Kim Dotcom's new Mega website is already showing signs of buckling under pressure just over a day since it launched.
Users faced lengthy waits to log in today as the site hit maximum capacity, picking up half a million users in its first 14 hours online.
"No one in the tech community would begrudge them poor performance," technology commentator Ben Gracewood told ONE News.
"It's very difficult to deal with this kind of load in an early stage of a website."
However, commentators say it will take more than Dotcom's personal celebrity to keep the site running as a legitimate enterprise.
"The fact that he is so visible is the reason he's taken 500,000 users in just a day or so. He has momentum in his favour," said business commentator David Slack.

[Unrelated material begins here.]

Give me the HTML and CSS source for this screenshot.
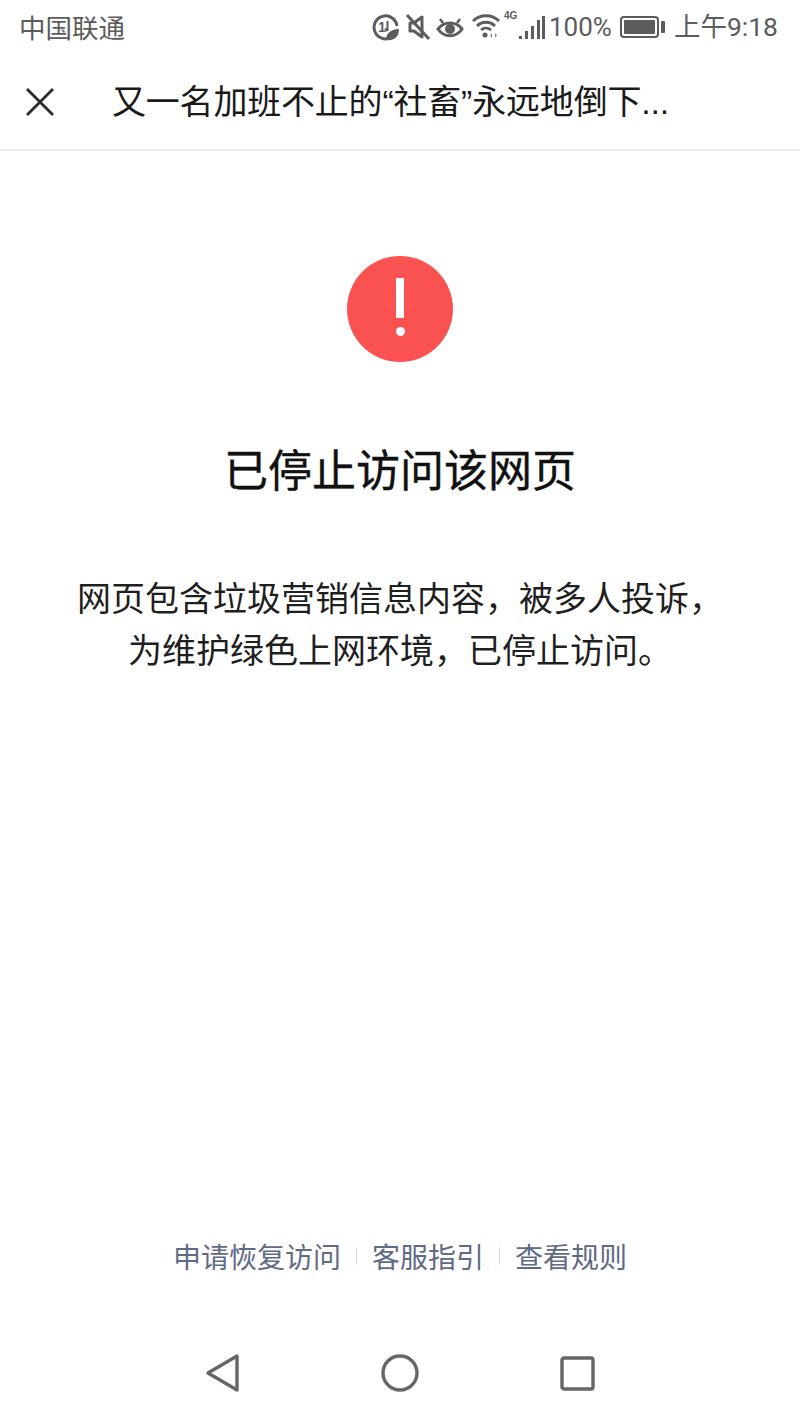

Speculation that the website could be branded illegal like its predecessor Megaupload is probably well founded, said Slack.
"There is this endless demand for different kinds of virtual lockers or cloud storage systems," he said. "They come, they go, they get tipped over if they're not significantly legally robust. It'll last if it is actually robust from a legal point of view."
Dotcom and his legal team are adamant Mega is legal and are already making plans for the future.
"We want to give back, so we will be hiring New Zealanders here - we want to have customer support here, we will hire developers in NZ, web designers," said Dotcom. "In the coming years we hope to create a few hundred jobs."
Despite a series of legal victories against the police, Dotcom still faces an extradition hearing this year where authorities will argue he should be forced to face trial in the United States over charges his substantial wealth was obtained by widespread copyright infringement.
Dotcom, and his co-accused who ran the Megaupload site, deny the charges.